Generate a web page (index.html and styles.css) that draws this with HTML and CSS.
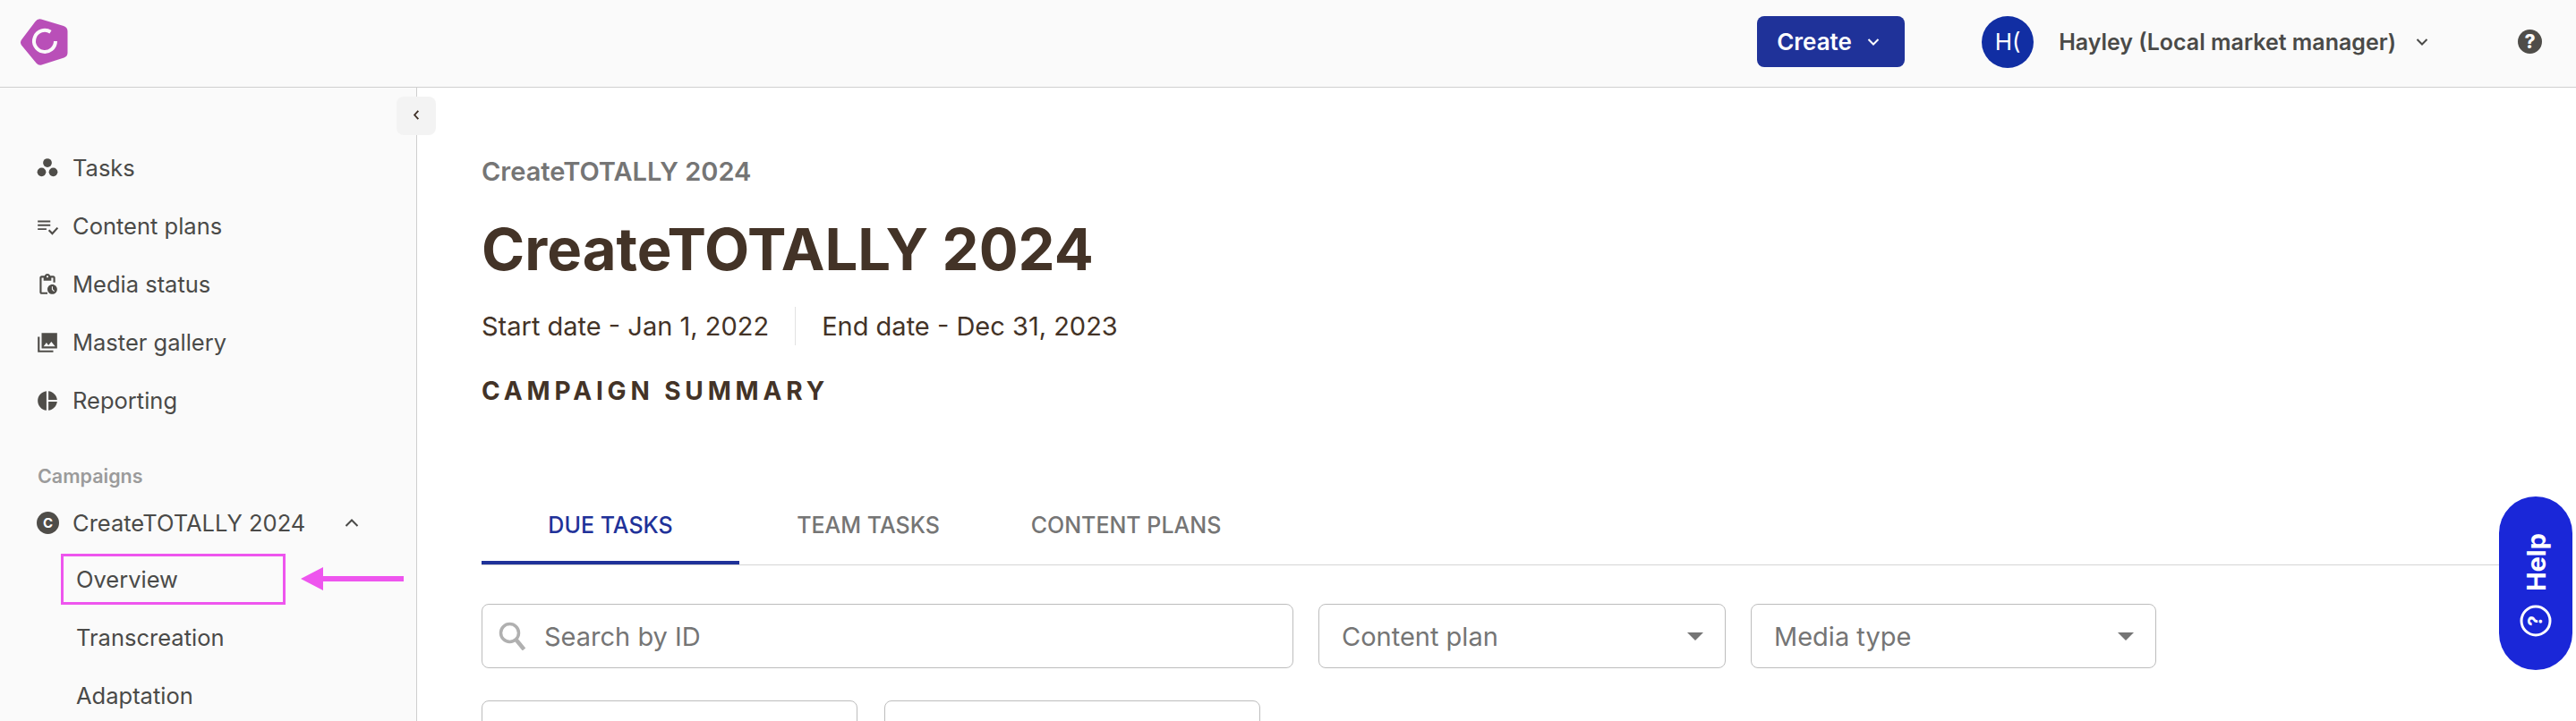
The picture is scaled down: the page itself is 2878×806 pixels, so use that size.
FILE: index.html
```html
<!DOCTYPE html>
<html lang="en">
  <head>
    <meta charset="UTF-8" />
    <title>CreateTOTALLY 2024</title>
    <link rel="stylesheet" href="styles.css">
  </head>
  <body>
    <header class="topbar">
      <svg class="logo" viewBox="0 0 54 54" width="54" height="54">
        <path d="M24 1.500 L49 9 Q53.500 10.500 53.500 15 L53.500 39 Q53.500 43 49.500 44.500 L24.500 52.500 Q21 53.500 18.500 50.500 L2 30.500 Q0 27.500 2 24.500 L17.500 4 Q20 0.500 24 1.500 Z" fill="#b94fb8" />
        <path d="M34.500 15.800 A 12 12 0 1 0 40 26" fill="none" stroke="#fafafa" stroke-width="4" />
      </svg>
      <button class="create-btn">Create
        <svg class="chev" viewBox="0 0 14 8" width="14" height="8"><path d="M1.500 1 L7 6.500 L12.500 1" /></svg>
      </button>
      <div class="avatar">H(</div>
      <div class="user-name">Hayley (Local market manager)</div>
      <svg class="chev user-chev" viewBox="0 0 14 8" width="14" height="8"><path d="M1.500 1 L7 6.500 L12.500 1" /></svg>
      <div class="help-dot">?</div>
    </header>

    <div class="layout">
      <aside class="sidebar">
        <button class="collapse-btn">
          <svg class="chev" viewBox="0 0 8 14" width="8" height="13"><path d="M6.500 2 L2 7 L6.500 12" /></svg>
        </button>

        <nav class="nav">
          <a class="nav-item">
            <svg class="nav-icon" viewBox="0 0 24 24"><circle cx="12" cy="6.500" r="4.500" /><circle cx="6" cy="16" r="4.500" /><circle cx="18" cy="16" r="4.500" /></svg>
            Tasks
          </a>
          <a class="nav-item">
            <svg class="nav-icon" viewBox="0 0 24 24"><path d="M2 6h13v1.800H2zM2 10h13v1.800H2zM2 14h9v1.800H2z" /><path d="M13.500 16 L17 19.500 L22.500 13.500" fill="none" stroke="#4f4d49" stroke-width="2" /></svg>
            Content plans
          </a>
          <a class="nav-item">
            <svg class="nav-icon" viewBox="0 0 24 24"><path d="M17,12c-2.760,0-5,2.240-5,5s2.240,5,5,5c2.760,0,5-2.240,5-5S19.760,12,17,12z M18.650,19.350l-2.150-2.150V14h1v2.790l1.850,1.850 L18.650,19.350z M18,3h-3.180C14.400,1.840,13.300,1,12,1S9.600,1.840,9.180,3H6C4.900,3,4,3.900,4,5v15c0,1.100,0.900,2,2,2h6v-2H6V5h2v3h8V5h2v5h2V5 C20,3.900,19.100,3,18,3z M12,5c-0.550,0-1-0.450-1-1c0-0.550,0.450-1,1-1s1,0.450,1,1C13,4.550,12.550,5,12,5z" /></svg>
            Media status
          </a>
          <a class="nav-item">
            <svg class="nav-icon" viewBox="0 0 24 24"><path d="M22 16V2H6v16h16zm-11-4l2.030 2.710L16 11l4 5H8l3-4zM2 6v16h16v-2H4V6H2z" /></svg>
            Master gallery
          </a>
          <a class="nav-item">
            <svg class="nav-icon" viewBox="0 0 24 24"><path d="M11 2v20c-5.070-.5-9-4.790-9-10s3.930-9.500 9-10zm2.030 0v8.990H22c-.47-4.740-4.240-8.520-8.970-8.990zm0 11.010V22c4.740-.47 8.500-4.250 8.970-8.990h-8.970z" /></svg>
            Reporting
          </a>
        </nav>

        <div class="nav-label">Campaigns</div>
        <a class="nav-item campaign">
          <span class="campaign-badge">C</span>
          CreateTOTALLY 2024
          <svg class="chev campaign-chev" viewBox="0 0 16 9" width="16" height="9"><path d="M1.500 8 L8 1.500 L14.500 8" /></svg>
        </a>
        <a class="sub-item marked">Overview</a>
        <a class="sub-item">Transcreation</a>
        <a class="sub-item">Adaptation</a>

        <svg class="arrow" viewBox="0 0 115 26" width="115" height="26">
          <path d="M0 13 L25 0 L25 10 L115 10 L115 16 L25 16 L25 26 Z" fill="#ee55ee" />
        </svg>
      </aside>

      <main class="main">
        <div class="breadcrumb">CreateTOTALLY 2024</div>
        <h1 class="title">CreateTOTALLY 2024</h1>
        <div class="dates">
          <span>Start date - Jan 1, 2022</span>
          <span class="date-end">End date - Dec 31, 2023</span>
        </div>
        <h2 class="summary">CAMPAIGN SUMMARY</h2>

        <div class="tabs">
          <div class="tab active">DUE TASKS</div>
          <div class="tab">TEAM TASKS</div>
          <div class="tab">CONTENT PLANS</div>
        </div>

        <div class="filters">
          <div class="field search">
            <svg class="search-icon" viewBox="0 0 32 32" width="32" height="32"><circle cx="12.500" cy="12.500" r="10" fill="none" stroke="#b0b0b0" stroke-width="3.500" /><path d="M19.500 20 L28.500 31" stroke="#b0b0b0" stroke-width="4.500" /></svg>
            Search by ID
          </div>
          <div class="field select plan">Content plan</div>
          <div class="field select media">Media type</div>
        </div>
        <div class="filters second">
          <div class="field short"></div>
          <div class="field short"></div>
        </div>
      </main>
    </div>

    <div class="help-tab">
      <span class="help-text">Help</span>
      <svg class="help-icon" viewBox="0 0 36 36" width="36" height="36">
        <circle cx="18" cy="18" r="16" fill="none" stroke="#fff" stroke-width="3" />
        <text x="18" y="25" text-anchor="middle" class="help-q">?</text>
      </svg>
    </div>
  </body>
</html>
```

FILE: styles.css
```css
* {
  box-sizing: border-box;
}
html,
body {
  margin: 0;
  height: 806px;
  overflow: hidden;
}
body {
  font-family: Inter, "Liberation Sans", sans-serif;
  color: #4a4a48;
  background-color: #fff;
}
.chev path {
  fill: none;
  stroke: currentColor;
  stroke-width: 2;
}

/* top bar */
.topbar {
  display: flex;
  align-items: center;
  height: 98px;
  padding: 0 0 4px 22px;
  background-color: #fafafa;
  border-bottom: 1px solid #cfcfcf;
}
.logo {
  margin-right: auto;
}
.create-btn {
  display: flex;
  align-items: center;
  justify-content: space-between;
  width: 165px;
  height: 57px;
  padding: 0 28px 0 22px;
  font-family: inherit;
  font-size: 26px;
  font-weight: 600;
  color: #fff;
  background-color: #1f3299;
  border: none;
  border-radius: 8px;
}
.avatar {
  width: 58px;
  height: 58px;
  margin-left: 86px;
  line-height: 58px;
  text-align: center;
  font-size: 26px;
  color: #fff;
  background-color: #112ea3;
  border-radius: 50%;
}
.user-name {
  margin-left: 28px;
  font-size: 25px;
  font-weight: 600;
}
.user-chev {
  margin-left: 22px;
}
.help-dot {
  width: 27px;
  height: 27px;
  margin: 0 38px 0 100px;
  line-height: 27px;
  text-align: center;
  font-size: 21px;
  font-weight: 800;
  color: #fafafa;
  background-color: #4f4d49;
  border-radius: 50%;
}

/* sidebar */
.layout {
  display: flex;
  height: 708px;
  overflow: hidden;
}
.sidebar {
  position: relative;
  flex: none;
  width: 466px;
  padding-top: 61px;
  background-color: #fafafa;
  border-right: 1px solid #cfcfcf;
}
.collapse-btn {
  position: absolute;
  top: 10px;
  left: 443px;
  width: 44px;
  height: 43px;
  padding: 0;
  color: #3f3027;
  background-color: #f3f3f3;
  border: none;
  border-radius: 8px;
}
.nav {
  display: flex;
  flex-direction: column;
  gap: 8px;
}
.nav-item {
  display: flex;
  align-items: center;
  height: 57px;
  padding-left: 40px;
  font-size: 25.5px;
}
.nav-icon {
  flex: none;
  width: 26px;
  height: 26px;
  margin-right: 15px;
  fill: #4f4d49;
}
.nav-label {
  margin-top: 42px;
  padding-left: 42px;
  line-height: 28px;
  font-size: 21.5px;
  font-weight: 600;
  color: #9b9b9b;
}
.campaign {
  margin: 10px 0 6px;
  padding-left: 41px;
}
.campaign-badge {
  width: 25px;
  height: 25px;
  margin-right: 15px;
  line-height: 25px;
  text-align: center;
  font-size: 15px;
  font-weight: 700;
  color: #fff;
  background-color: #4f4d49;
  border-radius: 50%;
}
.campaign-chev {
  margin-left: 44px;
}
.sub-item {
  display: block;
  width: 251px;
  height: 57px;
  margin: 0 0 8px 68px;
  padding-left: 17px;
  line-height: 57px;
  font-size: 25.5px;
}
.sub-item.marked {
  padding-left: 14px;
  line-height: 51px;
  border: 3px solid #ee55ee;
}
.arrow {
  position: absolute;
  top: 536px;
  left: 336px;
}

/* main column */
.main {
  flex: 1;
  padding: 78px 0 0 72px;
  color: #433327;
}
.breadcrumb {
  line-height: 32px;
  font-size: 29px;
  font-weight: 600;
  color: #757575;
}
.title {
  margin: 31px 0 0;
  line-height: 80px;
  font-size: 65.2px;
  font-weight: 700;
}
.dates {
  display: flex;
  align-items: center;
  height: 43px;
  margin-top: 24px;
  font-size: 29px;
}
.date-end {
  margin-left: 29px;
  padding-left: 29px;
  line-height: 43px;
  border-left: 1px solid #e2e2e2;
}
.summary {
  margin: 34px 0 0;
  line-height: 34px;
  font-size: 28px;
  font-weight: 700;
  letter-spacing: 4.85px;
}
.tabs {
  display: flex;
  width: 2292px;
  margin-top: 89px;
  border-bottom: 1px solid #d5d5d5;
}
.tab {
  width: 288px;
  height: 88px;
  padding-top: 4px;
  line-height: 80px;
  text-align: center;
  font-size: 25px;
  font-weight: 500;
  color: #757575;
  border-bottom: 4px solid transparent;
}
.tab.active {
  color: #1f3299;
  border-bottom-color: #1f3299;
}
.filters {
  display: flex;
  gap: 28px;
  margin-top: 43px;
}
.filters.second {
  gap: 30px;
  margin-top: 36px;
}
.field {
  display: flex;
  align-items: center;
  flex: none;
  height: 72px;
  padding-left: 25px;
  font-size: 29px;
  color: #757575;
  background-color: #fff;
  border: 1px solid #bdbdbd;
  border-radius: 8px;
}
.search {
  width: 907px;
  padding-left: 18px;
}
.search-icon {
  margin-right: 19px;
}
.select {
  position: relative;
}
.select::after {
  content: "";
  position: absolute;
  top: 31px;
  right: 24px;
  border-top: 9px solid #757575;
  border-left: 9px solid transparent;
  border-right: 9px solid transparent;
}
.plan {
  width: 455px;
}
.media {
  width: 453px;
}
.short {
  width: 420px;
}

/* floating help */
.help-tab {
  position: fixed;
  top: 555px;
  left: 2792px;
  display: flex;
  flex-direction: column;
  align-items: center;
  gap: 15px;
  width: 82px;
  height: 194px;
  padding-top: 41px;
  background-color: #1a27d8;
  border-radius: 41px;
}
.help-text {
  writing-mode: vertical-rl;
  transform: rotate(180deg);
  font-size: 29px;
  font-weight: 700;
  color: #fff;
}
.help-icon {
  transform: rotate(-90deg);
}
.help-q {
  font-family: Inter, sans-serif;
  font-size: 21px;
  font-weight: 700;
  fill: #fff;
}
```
☆ ☆ ☆ ☆
Task directions:
Of the lines above, how many include the word "that"? Reply with the number alone.

Answer to the exercise:
2